The Jericho Conference:
Why It Matters!
The Jericho Conference was held in December 1948 to decide the future of the portion of Palestine that was held by trans-Jordan at the end of the 1948 Arab-Israeli War, led by Sheikh Muhammad Ali Ja’abari. Pro-Jordanian personalities called for the annexation of Judea and Samaria (the West Bank of the Jordan River), including Eastern Jerusalem, to Jordan. This unification was later known as the “Unification of the Two Banks” (the eastern and western banks of the Jordan River.) but was not formally recognized by international law.

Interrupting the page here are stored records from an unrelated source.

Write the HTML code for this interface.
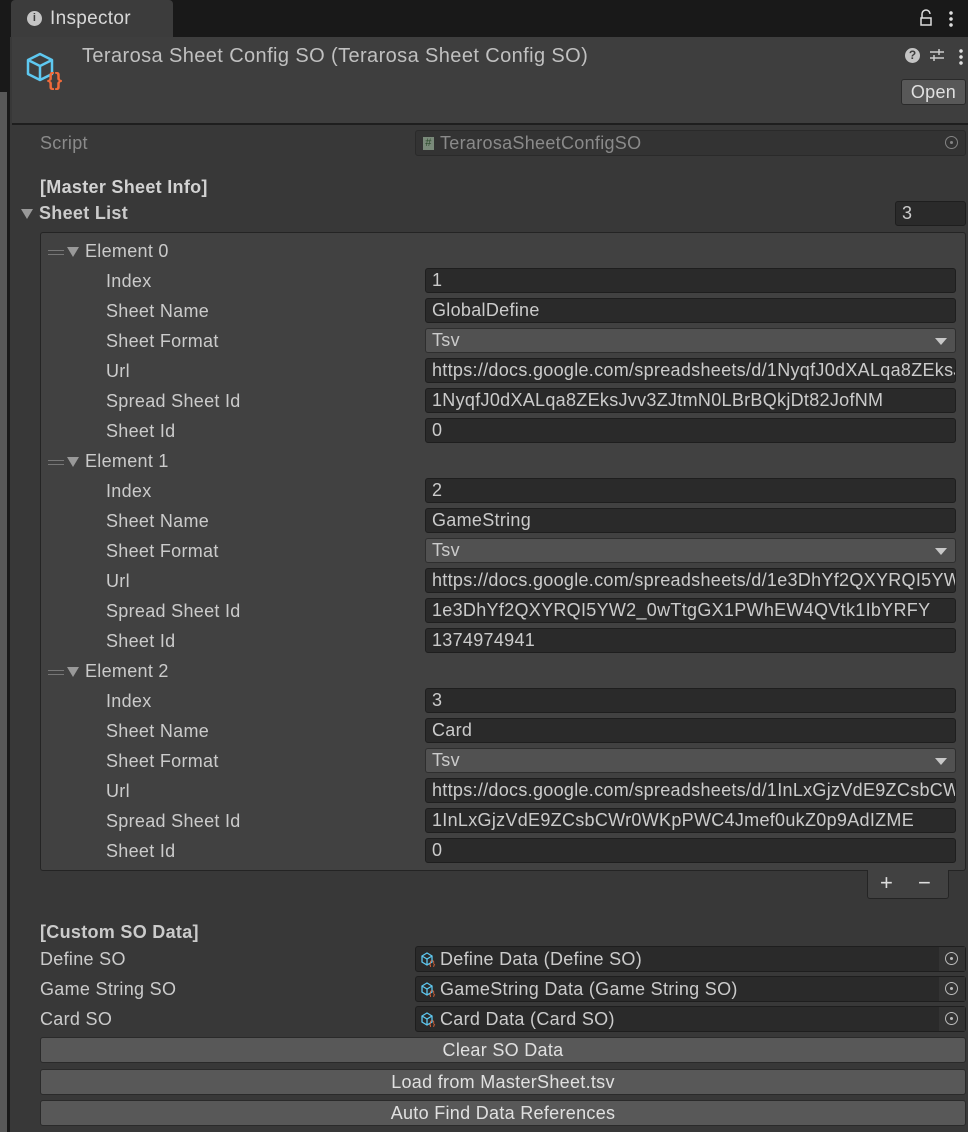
<!DOCTYPE html>
<html><head><meta charset="utf-8"><style>
*{box-sizing:border-box;margin:0;padding:0}
body{width:968px;height:1132px;background:#383838;font-family:"Liberation Sans",sans-serif;font-size:18px;letter-spacing:0.3px;color:#cbcbcb;position:relative;overflow:hidden}
.a{position:absolute;white-space:nowrap;overflow:hidden}
.lbl{position:absolute;left:106px;line-height:20px}
.fld{position:absolute;left:425px;width:531px;height:25px;background:#2a2a2a;border:1px solid #1e1e1e;border-radius:3px;padding-left:6px;line-height:23px;white-space:nowrap;overflow:hidden}
.dd{background:#515151;border-color:#2e2e2e}
.dd:after{content:"";position:absolute;right:8px;top:9px;border-left:6px solid transparent;border-right:6px solid transparent;border-top:7px solid #c8c8c8}
.el{position:absolute;left:48px;line-height:20px}
.el .h{display:inline-block;width:16px;height:5px;border-top:1px solid #777;border-bottom:1px solid #777;vertical-align:middle;margin-right:3px}
.tri{display:inline-block;border-left:6px solid transparent;border-right:6px solid transparent;border-top:10px solid #999;vertical-align:middle;margin-right:6px}
.obj{position:absolute;left:415px;width:551px;height:26px;background:#2a2a2a;border:1px solid #1e1e1e;border-radius:3px;line-height:24px;padding-left:24px}
.obj .pick{position:absolute;right:0;top:0;width:26px;height:24px;background:#333}
.pick:after{content:"";position:absolute;left:6px;top:5px;width:11px;height:11px;border:1.5px solid #bbb;border-radius:50%}
.pick:before{content:"";position:absolute;left:11px;top:10px;width:3px;height:3px;background:#bbb;border-radius:50%}
.btn{position:absolute;left:40px;width:926px;height:26px;background:#585858;border:1px solid #2a2a2a;border-radius:3px;text-align:center;line-height:24px;color:#e0e0e0}
.ic{position:absolute;left:4px;top:4px}
</style></head><body>
<div class="a" style="left:0;top:0;width:968px;height:37px;background:#191919"></div>
<div class="a" style="left:11px;top:0;width:162px;height:37px;background:#3c3c3c;border-radius:4px 4px 0 0"></div>
<div class="a" style="left:27px;top:11px;width:15px;height:15px;border-radius:50%;background:#c4c4c4;color:#3c3c3c;font-size:11px;font-weight:bold;text-align:center;line-height:15px">i</div>
<div class="a" style="left:50px;top:8px;font-size:19px;color:#d8d8d8">Inspector</div>
<svg class="a" style="left:918px;top:8px" width="16" height="20"><path d="M4 10V6a4 4 0 0 1 8 0" stroke="#ddd" stroke-width="1.5" fill="none"/><rect x="3" y="10" width="10" height="7" stroke="#ddd" stroke-width="1.5" fill="none"/></svg>
<div class="a" style="left:949px;top:10px;width:4px;height:18px;background:radial-gradient(circle,#ddd 1.6px,transparent 2px) 0 0/4px 6px"></div>
<div class="a" style="left:0;top:37px;width:10px;height:1095px;background:#191919"></div>
<div class="a" style="left:0;top:92px;width:7px;height:1040px;background:#585858"></div>
<div class="a" style="left:12px;top:37px;width:956px;height:86px;background:#3e3e3e"></div>
<div class="a" style="left:12px;top:123px;width:956px;height:2px;background:#1e1e1e"></div>
<svg class="a" style="left:24px;top:46px" width="48" height="46"><path d="M4 14 L16 8 L28 14 L28 28 L16 34 L4 28 Z M4 14 L16 20 L28 14 M16 20 L16 34" stroke="#5ec8f0" stroke-width="2.5" fill="none" stroke-linejoin="round"/><text x="23" y="40" font-family="Liberation Sans" font-weight="bold" font-size="19" fill="#f06a3a">{}</text></svg>
<div class="a" style="left:82px;top:45px;font-size:20px;letter-spacing:0.4px;color:#c0c0c0">Terarosa Sheet Config SO (Terarosa Sheet Config SO)</div>
<div class="a" style="left:905px;top:48px;width:15px;height:15px;border-radius:50%;background:#c4c4c4;color:#3e3e3e;font-size:12px;font-weight:bold;text-align:center;line-height:15px;letter-spacing:0">?</div>
<svg class="a" style="left:929px;top:47px" width="16" height="16"><path d="M1 5H15M1 11H15M10 2V8M5 8V14" stroke="#ccc" stroke-width="1.5"/></svg>
<div class="a" style="left:959px;top:48px;width:4px;height:18px;background:radial-gradient(circle,#ddd 1.6px,transparent 2px) 0 0/4px 6px"></div>
<div class="a" style="left:901px;top:79px;width:65px;height:26px;background:#585858;border:1px solid #2a2a2a;border-radius:3px;text-align:center;line-height:24px;color:#e0e0e0">Open</div>

<div class="a" style="left:40px;top:133px;color:#8a8a8a">Script</div>
<div class="a" style="left:415px;top:130px;width:551px;height:26px;background:#333;border:1px solid #2a2a2a;border-radius:3px;line-height:24px;padding-left:24px;color:#8a8a8a"><span style="position:absolute;left:7px;top:6px;width:11px;height:13px;background:#7a8a7a;color:#2a4a2a;font-size:11px;line-height:13px;text-align:center">#</span>TerarosaSheetConfigSO<span class="pick" style="position:absolute;right:0;top:0;width:26px;height:24px;opacity:.6"></span></div>
<div class="a" style="left:40px;top:177px;font-weight:bold;color:#d2d2d2">[Master Sheet Info]</div>
<div class="a" style="left:21px;top:203px;font-weight:bold"><span class="tri"></span>Sheet List</div>
<div class="fld" style="left:895px;width:71px;top:201px">3</div>

<div class="a" style="left:40px;top:232px;width:926px;height:639px;background:#414141;border:1px solid #242424;border-radius:3px"></div>

<div class="el" style="top:241px"><span class="h"></span><span class="tri"></span>Element 0</div>
<div class="lbl" style="top:271px">Index</div><div class="fld" style="top:268px">1</div>
<div class="lbl" style="top:301px">Sheet Name</div><div class="fld" style="top:298px">GlobalDefine</div>
<div class="lbl" style="top:331px">Sheet Format</div><div class="fld dd" style="top:328px">Tsv</div>
<div class="lbl" style="top:361px">Url</div><div class="fld" style="top:358px">https://docs.google.com/spreadsheets/d/1NyqfJ0dXALqa8ZEksJvv3ZJtmN0LBrBQkjDt82JofNM</div>
<div class="lbl" style="top:391px">Spread Sheet Id</div><div class="fld" style="top:388px">1NyqfJ0dXALqa8ZEksJvv3ZJtmN0LBrBQkjDt82JofNM</div>
<div class="lbl" style="top:421px">Sheet Id</div><div class="fld" style="top:418px">0</div>

<div class="el" style="top:451px"><span class="h"></span><span class="tri"></span>Element 1</div>
<div class="lbl" style="top:481px">Index</div><div class="fld" style="top:478px">2</div>
<div class="lbl" style="top:511px">Sheet Name</div><div class="fld" style="top:508px">GameString</div>
<div class="lbl" style="top:541px">Sheet Format</div><div class="fld dd" style="top:538px">Tsv</div>
<div class="lbl" style="top:571px">Url</div><div class="fld" style="top:568px">https://docs.google.com/spreadsheets/d/1e3DhYf2QXYRQI5YW2_0wTtgGX1PWhEW4QVtk1IbYRFY</div>
<div class="lbl" style="top:601px">Spread Sheet Id</div><div class="fld" style="top:598px">1e3DhYf2QXYRQI5YW2_0wTtgGX1PWhEW4QVtk1IbYRFY</div>
<div class="lbl" style="top:631px">Sheet Id</div><div class="fld" style="top:628px">1374974941</div>

<div class="el" style="top:661px"><span class="h"></span><span class="tri"></span>Element 2</div>
<div class="lbl" style="top:691px">Index</div><div class="fld" style="top:688px">3</div>
<div class="lbl" style="top:721px">Sheet Name</div><div class="fld" style="top:718px">Card</div>
<div class="lbl" style="top:751px">Sheet Format</div><div class="fld dd" style="top:748px">Tsv</div>
<div class="lbl" style="top:781px">Url</div><div class="fld" style="top:778px">https://docs.google.com/spreadsheets/d/1InLxGjzVdE9ZCsbCWr0WKpPWC4Jmef0ukZ0p9AdIZME</div>
<div class="lbl" style="top:811px">Spread Sheet Id</div><div class="fld" style="top:808px">1InLxGjzVdE9ZCsbCWr0WKpPWC4Jmef0ukZ0p9AdIZME</div>
<div class="lbl" style="top:841px">Sheet Id</div><div class="fld" style="top:838px">0</div>

<div class="a" style="left:867px;top:870px;width:82px;height:29px;background:#414141;border:1px solid #242424;border-top:none;border-radius:0 0 3px 3px;font-size:22px;line-height:26px;color:#ddd"><span style="position:absolute;left:12px">+</span><span style="position:absolute;left:50px">−</span></div>

<div class="a" style="left:40px;top:922px;font-weight:bold">[Custom SO Data]</div>
<div class="a" style="left:40px;top:949px">Define SO</div>
<div class="a" style="left:40px;top:979px">Game String SO</div>
<div class="a" style="left:40px;top:1009px">Card SO</div>
<div class="obj" style="top:946px"><svg class="ic" width="16" height="16"><path d="M2 5L7 2L12 5V11L7 14L2 11Z M2 5L7 8L12 5M7 8V14" stroke="#5ec8f0" stroke-width="1.3" fill="none"/><text x="9" y="16" font-size="9" fill="#f06a3a" font-family="Liberation Sans">{}</text></svg>Define Data (Define SO)<span class="pick"></span></div>
<div class="obj" style="top:976px"><svg class="ic" width="16" height="16"><path d="M2 5L7 2L12 5V11L7 14L2 11Z M2 5L7 8L12 5M7 8V14" stroke="#5ec8f0" stroke-width="1.3" fill="none"/><text x="9" y="16" font-size="9" fill="#f06a3a" font-family="Liberation Sans">{}</text></svg>GameString Data (Game String SO)<span class="pick"></span></div>
<div class="obj" style="top:1006px"><svg class="ic" width="16" height="16"><path d="M2 5L7 2L12 5V11L7 14L2 11Z M2 5L7 8L12 5M7 8V14" stroke="#5ec8f0" stroke-width="1.3" fill="none"/><text x="9" y="16" font-size="9" fill="#f06a3a" font-family="Liberation Sans">{}</text></svg>Card Data (Card SO)<span class="pick"></span></div>
<div class="btn" style="top:1037px">Clear SO Data</div>
<div class="btn" style="top:1069px">Load from MasterSheet.tsv</div>
<div class="btn" style="top:1100px">Auto Find Data References</div>
</body></html>
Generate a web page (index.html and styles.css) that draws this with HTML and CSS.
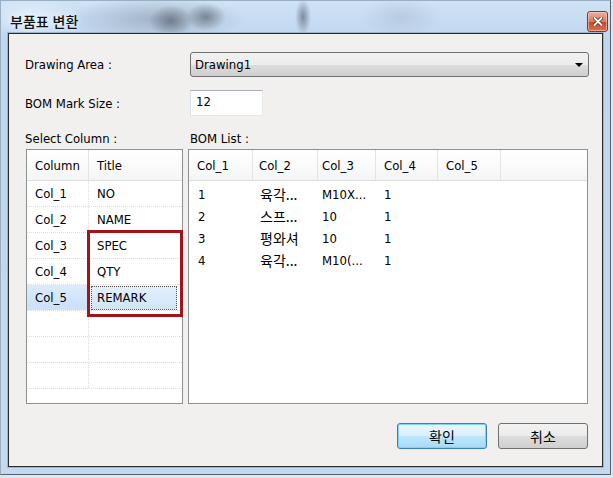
FILE: index.html
```html
<!DOCTYPE html>
<html lang="ko">

<head>
    <meta charset="UTF-8">
    <title>부품표 변환</title>
    <link rel="stylesheet" href="styles.css">
</head>

<body>
    <div class="window">
        <div class="titlebar">
            <span class="title">부품표 변환</span>
            <div class="close-btn">
                <svg width="10" height="9" viewBox="0 0 10 9">
                    <path d="M1.5 1 L8.5 8 M8.5 1 L1.5 8" stroke="#5a1a10" stroke-width="3.4" stroke-linecap="round"/>
                    <path d="M1.5 1 L8.5 8 M8.5 1 L1.5 8" stroke="#fff" stroke-width="2" stroke-linecap="round"/>
                </svg>
            </div>
        </div>

        <div class="client">
            <div class="field-row">
                <span class="label">Drawing Area :</span>
                <div class="combo">
                    <span>Drawing1</span>
                    <span class="combo-arrow"></span>
                </div>
            </div>

            <div class="field-row size-row">
                <span class="label">BOM Mark Size :</span>
                <div class="textbox">12</div>
            </div>

            <div class="field-row list-labels">
                <span class="label">Select Column :</span>
                <span class="label">BOM List :</span>
            </div>

            <div class="lists">
                <div class="listview column-list">
                    <div class="lv-head">
                        <div class="cell">Column</div>
                        <div class="cell">Title</div>
                    </div>
                    <div class="lv-row"><div class="cell">Col_1</div><div class="cell">NO</div></div>
                    <div class="lv-row"><div class="cell">Col_2</div><div class="cell">NAME</div></div>
                    <div class="lv-row"><div class="cell">Col_3</div><div class="cell">SPEC</div></div>
                    <div class="lv-row"><div class="cell">Col_4</div><div class="cell">QTY</div></div>
                    <div class="lv-row selected"><div class="cell">Col_5</div><div class="cell"><span class="focus">REMARK</span></div></div>
                    <div class="lv-row"><div class="cell"></div><div class="cell"></div></div>
                    <div class="lv-row"><div class="cell"></div><div class="cell"></div></div>
                    <div class="lv-row"><div class="cell"></div><div class="cell"></div></div>
                    <div class="callout"></div>
                </div>

                <div class="listview bom-list">
                    <div class="lv-head">
                        <div class="cell">Col_1</div>
                        <div class="cell">Col_2</div>
                        <div class="cell">Col_3</div>
                        <div class="cell">Col_4</div>
                        <div class="cell">Col_5</div>
                        <div class="cell last"></div>
                    </div>
                    <div class="bom-body">
                        <div class="bom-row"><span>1</span><span>육각...</span><span>M10X...</span><span>1</span></div>
                        <div class="bom-row"><span>2</span><span>스프...</span><span>10</span><span>1</span></div>
                        <div class="bom-row"><span>3</span><span>평와셔</span><span>10</span><span>1</span></div>
                        <div class="bom-row"><span>4</span><span>육각...</span><span>M10(...</span><span>1</span></div>
                    </div>
                </div>
            </div>

            <div class="buttons">
                <div class="btn default">확인</div>
                <div class="btn">취소</div>
            </div>
        </div>
    </div>
</body>

</html>
```

FILE: styles.css
```css
* {
    box-sizing: border-box;
    margin: 0;
    padding: 0;
}

body {
    width: 613px;
    height: 478px;
    background: #dfe6ec;
    font-family: 'DejaVu Sans Condensed', 'DejaVu Sans', 'Noto Sans CJK KR', sans-serif;
    font-size: 13px;
    color: #000;
    overflow: hidden;
}

.window {
    width: 611px;
    height: 475px;
    padding: 0 7px 7px 7px;
    border: 1px solid #56616e;
    border-left-color: #9aaec2;
    border-top-color: #9aaec2;
    background:
        radial-gradient(ellipse 22px 16px at 170px 20px, rgba(95, 105, 120, 0.75), transparent),
        radial-gradient(ellipse 20px 14px at 205px 16px, rgba(95, 105, 120, 0.7), transparent),
        radial-gradient(ellipse 8px 18px at 302px 16px, rgba(95, 105, 120, 0.7), transparent),
        radial-gradient(ellipse 90px 22px at 155px 18px, rgba(140, 152, 170, 0.6), transparent),
        radial-gradient(ellipse 40px 20px at 400px 16px, rgba(165, 180, 200, 0.45), transparent),
        radial-gradient(ellipse 50px 20px at 30px 16px, rgba(235, 243, 252, 0.8), transparent),
        linear-gradient(#cfe2f6, #bed6ef 40px, #c3d9f0);
    display: flex;
    flex-direction: column;
}

/* title bar */
.titlebar {
    height: 32px;
    display: flex;
    align-items: flex-end;
    justify-content: space-between;
    padding: 0 0 2px 2px;
}

.title {
    font-family: 'Noto Sans CJK KR', sans-serif;
    font-size: 14px;
    font-weight: 500;
    line-height: 20px;
    color: #111;
    text-shadow: 0 0 6px rgba(255, 255, 255, 0.9);
}

.close-btn {
    width: 21px;
    height: 21px;
    margin-right: -5px;
    margin-bottom: -1px;
    border: 1px solid #7a3b2e;
    border-radius: 3px;
    background: linear-gradient(#eab2a0, #d67a5f 50%, #c4472a 51%, #d9714e);
    display: flex;
    align-items: center;
    justify-content: center;
    box-shadow: inset 0 0 0 1px rgba(255, 220, 210, 0.5);
}

/* client area */
.client {
    flex: 1;
    border: 1px solid #2b2b2b;
    box-shadow: 0 0 0 1px #9fb3c8;
    background: #f1f0ef;
    padding: 18px 13px 17px 16px;
    display: flex;
    flex-direction: column;
}

.field-row {
    display: grid;
    grid-template-columns: 165px 1fr;
    align-items: center;
}

.label {
    white-space: nowrap;
}

.combo {
    height: 25px;
    border: 1px solid #707070;
    border-radius: 3px;
    background: linear-gradient(#f2f2f2, #ebebeb 50%, #dddddd 51%, #cfcfcf);
    display: flex;
    align-items: center;
    justify-content: space-between;
    padding: 0 5px 0 4px;
}

.combo-arrow {
    width: 0;
    height: 0;
    border-left: 4px solid transparent;
    border-right: 4px solid transparent;
    border-top: 4px solid #000;
    margin-top: 1px;
}

.size-row {
    margin-top: 13px;
}

.textbox {
    width: 73px;
    height: 26px;
    background: #fff;
    border: 1px solid #e3e9ef;
    border-top-color: #abadb3;
    border-left-color: #dbdfe6;
    padding: 3px 0 0 5px;
}

.list-labels {
    margin-top: 16px;
    height: 14px;
    line-height: 14px;
}

/* list views */
.lists {
    margin-top: 3px;
    margin-left: 1px;
    display: flex;
    gap: 5px;
    height: 255px;
}

.listview {
    position: relative;
    background: #fff;
    border: 1px solid #8e8f8f;
}

.column-list {
    width: 157px;
}

.bom-list {
    width: 400px;
}

.lv-head {
    height: 31px;
    display: flex;
    background: linear-gradient(#ffffff, #fbfbfb 50%, #f4f5f7);
    border-bottom: 1px solid #dedfe1;
}

.lv-head .cell {
    display: flex;
    align-items: center;
    padding-left: 8px;
    border-right: 1px solid #e3e4e6;
}

.column-list .cell:first-child {
    width: 62px;
    padding-left: 8px;
}

.column-list .cell:last-child {
    flex: 1;
    border-right: none;
}

.lv-row {
    height: 26px;
    display: flex;
    border-bottom: 1px dotted #dcdcdc;
}

.lv-row .cell {
    display: flex;
    align-items: center;
    padding-left: 8px;
    border-right: 1px dotted #dcdcdc;
}

.lv-row.selected .cell:first-child {
    background: linear-gradient(#dcebfc, #c9e0f7);
}

.focus {
    display: flex;
    align-items: center;
    height: 24px;
    margin-left: -6px;
    padding-left: 5px;
    width: 86px;
    border: 1px dotted #555;
    background: linear-gradient(#e3effb, #d2e5f8);
}

.callout {
    position: absolute;
    left: 60px;
    top: 80px;
    width: 96px;
    height: 87px;
    border: 3px solid #a3141a;
}

.bom-list .lv-head .cell:nth-child(1) { width: 64px; padding-left: 8px; }
.bom-list .lv-head .cell:nth-child(2) { width: 65px; padding-left: 6px; }
.bom-list .lv-head .cell:nth-child(3) { width: 58px; padding-left: 4px; }
.bom-list .lv-head .cell:nth-child(4) { width: 62px; padding-left: 8px; }
.bom-list .lv-head .cell:nth-child(5) { width: 63px; padding-left: 8px; }

.bom-list .lv-head .cell.last {
    flex: 1;
    border-right: none;
}

.bom-body {
    padding-top: 2px;
}

.bom-row {
    height: 22px;
    display: grid;
    grid-template-columns: 64px 65px 58px 62px;
    align-items: center;
}

.bom-row span {
    padding-left: 9px;
    white-space: nowrap;
}

.bom-row span:nth-child(2) {
    padding-left: 7px;
    font-family: 'Noto Sans CJK KR', sans-serif;
    font-size: 14px;
}

.bom-row span:nth-child(3) {
    padding-left: 4px;
}

.bom-row span:nth-child(4) {
    padding-left: 8px;
}

/* buttons */
.buttons {
    margin-top: 19px;
    display: flex;
    justify-content: flex-end;
    gap: 11px;
    padding-right: 1px;
}

.btn {
    width: 90px;
    height: 26px;
    border: 1px solid #707070;
    border-radius: 3px;
    background: linear-gradient(#f2f2f2, #ebebeb 50%, #dddddd 51%, #cfcfcf);
    font-family: 'Noto Sans CJK KR', sans-serif;
    font-size: 14px;
    display: flex;
    align-items: center;
    justify-content: center;
}

.btn.default {
    border-color: #3c7fb1;
    background: linear-gradient(#eaf6fd, #d9f0fc 50%, #bee6fd 51%, #a7d9f5);
    box-shadow: inset 0 0 0 1px #7fd3f7;
}
```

The 1950 State Department Country Report on Jordan said that King Abdullah had taken successive steps to incorporate the area of Central Palestine into Jordan and described the Jordanian Parliament resolution concerning the union of Central Palestine with Jordan. The report said the US had privately advised the British and French Foreign Ministers that it had approved the action, and that “it represented a logical development of the situation which took place as a result of a free expression of the will of the people.” (Emphasis supplied) (Note 7) The major problems of concern to the United States were the establishment of peaceful and friendly relations between Israel and Jordan and the successful absorption into the polity and economy of Jordan of Arab Palestine, its inhabitants, and the bulk of the refugees now located there. Note 7: Foreign relations of the United States, 1950. The Near East, South Asia, and Africa Volume V, Page 1096
When we discuss “self-determinism” we tend to think of voting rights being exercised by a body politic. In the case of the Jericho Conference this is no less true.
While the Arabs of “Western Palestine” voted at the Jericho Conference in December 1948 for Abdullah I of trans-Jordan to be their Sovereign, we tend to over-look the fact that, it was the exercise of free will by the people; an exercise of self-determinism which cannot be disputed.
The Arabs of Palestinian extraction already have a state – it is called (trans-)Jordan. Their delegates voted in December 1948 at the Jericho Conference for Abdullah I to be their King. They are not indigenous to Eretz Yisrael as they are Arabs from Arabia! By Treaty Law (viz, the Treaty of Sevres) they have political rights in the Mandate territories of Mesopotamia (Iraq), Syria and Lebanon. Only Jews were given political rights in the Mandate area for “Palestine” as per the Anglo-American Treaty of 1924.